И. С.-Я.: Давайте поговорим о скучном. О монетизации. Можно ли тем, что вы делаете, по-настоящему заработать?
М. К.: У монетизации в нашем деле есть предел и он очень явный. Нельзя до бесконечности увеличивать количество детей. Нельзя поднимать стоимость уроков — художественное развитие детей не должно становиться наказанием для родителей.
Не так давно мы начали печатать сумки с детскими рисунками. Но это тоже не столько монетизация, сколько желание вывести работы, так сказать, “в мир” и порадовать ребёнка тем, что его работа нужна, востребована. Их за годы накопилось великое множество, что с ними делать? Очень хочется, чтобы их видели. Для этого выставки, в первую очередь.
Как я уже говорила, мы хотим изломить стереотип восприятия, чтобы люди перестали делить искусство на “взрослое” и “детское”, чтобы живопись, которую творят дети, — была интересна не только мамам и детским психологам, а была интересна в принципе для всех как полноценное искусство. Мы мечтаем донести до восприятия зрителя, что вот это искусство, созданное руками детей, совершенно равнозначно взрослому современному искусству, и оно ничуть не менее (если не более) живое, актуальное, работающее.

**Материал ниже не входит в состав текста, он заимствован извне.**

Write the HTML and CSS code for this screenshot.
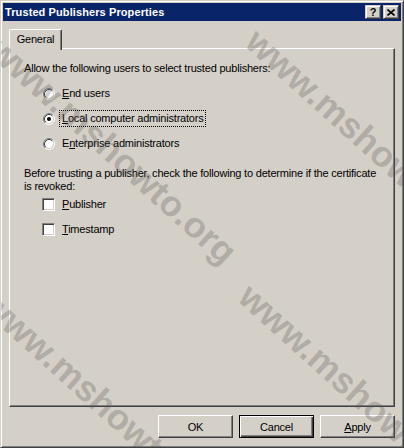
FILE: index.html
```html
<!DOCTYPE html>
<html>
<head lang="en">
    <meta charset="UTF-8">
    <title>Trusted Publishers Properties</title>
    <link rel="stylesheet" href="styles.css">
</head>
<body>
<div class="window">
    <div class="titlebar">
        <span class="title">Trusted Publishers Properties</span>
        <span class="cap-btn help">?</span>
        <span class="cap-btn close">
            <svg width="8" height="7" viewBox="0 0 8 7"><path d="M0.5 0.5 L7.5 6.5 M7.5 0.5 L0.5 6.5" stroke="#000" stroke-width="1.6" fill="none"/></svg>
        </span>
    </div>
    <div class="main">
        <div class="tabs">
            <div class="tab">General</div>
        </div>
        <div class="panel">
            <p class="label">Allow the following users to select trusted publishers:</p>
            <div class="choices">
                <div class="choice">
                    <svg class="radio" width="12" height="12" viewBox="0 0 12 12">
                        <circle cx="6" cy="6" r="4.5" fill="#fff"/>
                        <path d="M2.11 9.89 A5.5 5.5 0 0 1 9.89 2.11" stroke="#808080" fill="none"/>
                        <path d="M9.89 2.11 A5.5 5.5 0 0 1 2.11 9.89" stroke="#fff" fill="none"/>
                        <path d="M2.82 9.18 A4.5 4.5 0 0 1 9.18 2.82" stroke="#404040" fill="none"/>
                        <path d="M9.18 2.82 A4.5 4.5 0 0 1 2.82 9.18" stroke="#d4d0c8" fill="none"/>
                    </svg>
                    <span class="choice-text"><u>E</u>nd users</span>
                </div>
                <div class="choice">
                    <svg class="radio" width="12" height="12" viewBox="0 0 12 12">
                        <circle cx="6" cy="6" r="4.5" fill="#fff"/>
                        <path d="M2.11 9.89 A5.5 5.5 0 0 1 9.89 2.11" stroke="#808080" fill="none"/>
                        <path d="M9.89 2.11 A5.5 5.5 0 0 1 2.11 9.89" stroke="#fff" fill="none"/>
                        <path d="M2.82 9.18 A4.5 4.5 0 0 1 9.18 2.82" stroke="#404040" fill="none"/>
                        <path d="M9.18 2.82 A4.5 4.5 0 0 1 2.82 9.18" stroke="#d4d0c8" fill="none"/>
                        <circle cx="6" cy="6" r="2" fill="#000"/>
                    </svg>
                    <span class="choice-text focus"><u>L</u>ocal computer administrators</span>
                </div>
                <div class="choice">
                    <svg class="radio" width="12" height="12" viewBox="0 0 12 12">
                        <circle cx="6" cy="6" r="4.5" fill="#fff"/>
                        <path d="M2.11 9.89 A5.5 5.5 0 0 1 9.89 2.11" stroke="#808080" fill="none"/>
                        <path d="M9.89 2.11 A5.5 5.5 0 0 1 2.11 9.89" stroke="#fff" fill="none"/>
                        <path d="M2.82 9.18 A4.5 4.5 0 0 1 9.18 2.82" stroke="#404040" fill="none"/>
                        <path d="M9.18 2.82 A4.5 4.5 0 0 1 2.82 9.18" stroke="#d4d0c8" fill="none"/>
                    </svg>
                    <span class="choice-text">E<u>n</u>terprise administrators</span>
                </div>
            </div>
            <p class="label second">Before trusting a publisher, check the following to determine if the certificate<br>is revoked:</p>
            <div class="choices checks">
                <div class="choice">
                    <span class="checkbox"></span>
                    <span class="choice-text"><u>P</u>ublisher</span>
                </div>
                <div class="choice">
                    <span class="checkbox"></span>
                    <span class="choice-text"><u>T</u>imestamp</span>
                </div>
            </div>
        </div>
        <div class="buttons">
            <button class="btn">OK</button>
            <button class="btn default">Cancel</button>
            <button class="btn"><u>A</u>pply</button>
        </div>
    </div>

    <span class="wm wm_a">www.mshowto.org</span>
    <span class="wm wm_b">www.mshowto.org</span>
    <span class="wm wm_c">www.mshowto.org</span>
    <span class="wm wm_d">www.mshowto.org</span>
</div>
</body>
</html>
```

FILE: styles.css
```css
*{
    margin: 0px;
    padding: 0px;
    box-sizing: border-box;
}
body{
    background: #d4d0c8;
    font-family: "Liberation Sans", Arial, sans-serif;
    font-size: 11px;
    color: #000;
}
.window{
    position: relative;
    overflow: hidden;
    width: 404px;
    height: 448px;
    display: flex;
    flex-direction: column;
    padding: 2px;
    background: #d4d0c8;
    border: 1px solid;
    border-color: #d4d0c8 #404040 #404040 #d4d0c8;
    box-shadow: inset 1px 1px #fff, inset -1px -1px #808080;
}
.titlebar{
    height: 18px;
    display: flex;
    align-items: center;
    padding: 0px 2px 0px 2px;
    background: #0a246a;
    color: #fff;
}
.title{
    flex: 1;
    font-weight: bold;
    font-size: 11px;
    letter-spacing: 0.1px;
}
.cap-btn{
    width: 16px;
    height: 14px;
    display: flex;
    align-items: center;
    justify-content: center;
    background: #d4d0c8;
    color: #000;
    border: 1px solid;
    border-color: #d4d0c8 #404040 #404040 #d4d0c8;
    box-shadow: inset 1px 1px #fff, inset -1px -1px #808080;
    font-weight: bold;
    font-size: 11px;
    line-height: 12px;
}
.help{
    margin-right: 2px;
}
.main{
    flex: 1;
    display: flex;
    flex-direction: column;
    padding: 8px 6px 7px 6px;
}
.tabs{
    display: flex;
    height: 20px;
    position: relative;
    z-index: 1;
    margin-bottom: -1px;
}
.tab{
    width: 53px;
    height: 21px;
    padding-top: 3px;
    text-align: center;
    background: #d4d0c8;
    border: 1px solid;
    border-bottom: none;
    border-color: #fff #404040 #d4d0c8 #fff;
    border-radius: 2px 2px 0px 0px;
    box-shadow: inset -1px 0px #808080;
    letter-spacing: -0.2px;
}
.panel{
    flex: 1;
    padding: 13px 14px 0px 14px;
    border: 1px solid;
    border-color: #fff #404040 #404040 #fff;
    box-shadow: inset -1px -1px #808080;
}
.label{
    line-height: 13px;
    letter-spacing: -0.2px;
}
.choices{
    display: flex;
    flex-direction: column;
    gap: 8px;
    margin: 10px 0px 0px 19px;
}
.choice{
    height: 17px;
    display: flex;
    align-items: center;
    letter-spacing: -0.2px;
}
.radio{
    margin-right: 4px;
}
.choice-text{
    padding: 1px 1px 1px 2px;
    line-height: 13px;
    border: 1px dotted transparent;
}
.choice-text.focus{
    border-color: #000;
}
.label.second{
    margin-top: 15px;
}
.checks{
    margin-top: 3px;
}
.checkbox{
    width: 13px;
    height: 13px;
    margin: 0px 4px 0px -1px;
    background: #fff;
    border: 1px solid;
    border-color: #808080 #fff #fff #808080;
    box-shadow: inset 1px 1px #404040, inset -1px -1px #d4d0c8;
}
.buttons{
    display: flex;
    justify-content: flex-end;
    gap: 6px;
    margin-top: 8px;
}
.btn{
    width: 75px;
    height: 23px;
    font-family: "Liberation Sans", Arial, sans-serif;
    font-size: 11px;
    letter-spacing: -0.2px;
    color: #000;
    background: #d4d0c8;
    border: 1px solid;
    border-color: #fff #404040 #404040 #fff;
    box-shadow: inset -1px -1px #808080;
}
.btn.default{
    border-color: #000;
    box-shadow: inset 1px 1px #fff, inset -1px -1px #404040, inset -2px -2px #808080;
}
.wm{
    position: absolute;
    z-index: 5;
    pointer-events: none;
    white-space: nowrap;
    font-family: "Liberation Sans", Arial, sans-serif;
    font-weight: bold;
    font-size: 36px;
    line-height: 38px;
    color: rgba(90, 86, 80, 0.3);
    transform: rotate(42deg);
    transform-origin: 0px 0px;
}
.wm_a{
    left: 6px;
    top: 29px;
}
.wm_b{
    left: 263px;
    top: 21px;
}
.wm_c{
    left: -1px;
    top: 284px;
}
.wm_d{
    left: 256px;
    top: 276px;
}
```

Искусство — оно ведь должно удивлять, должно быть неожиданным. Это совершенно другой ракурс, другая точка зрения на мир, на события, на людей. Великие художники начала 20-го века пытались присвоить детскую пластику, детские инструменты выразительности, этот процесс в какой-то степени обновил искусство. И, может быть, пора взрослым в 21 веке уже понять, что дети сами способны обновить искусство.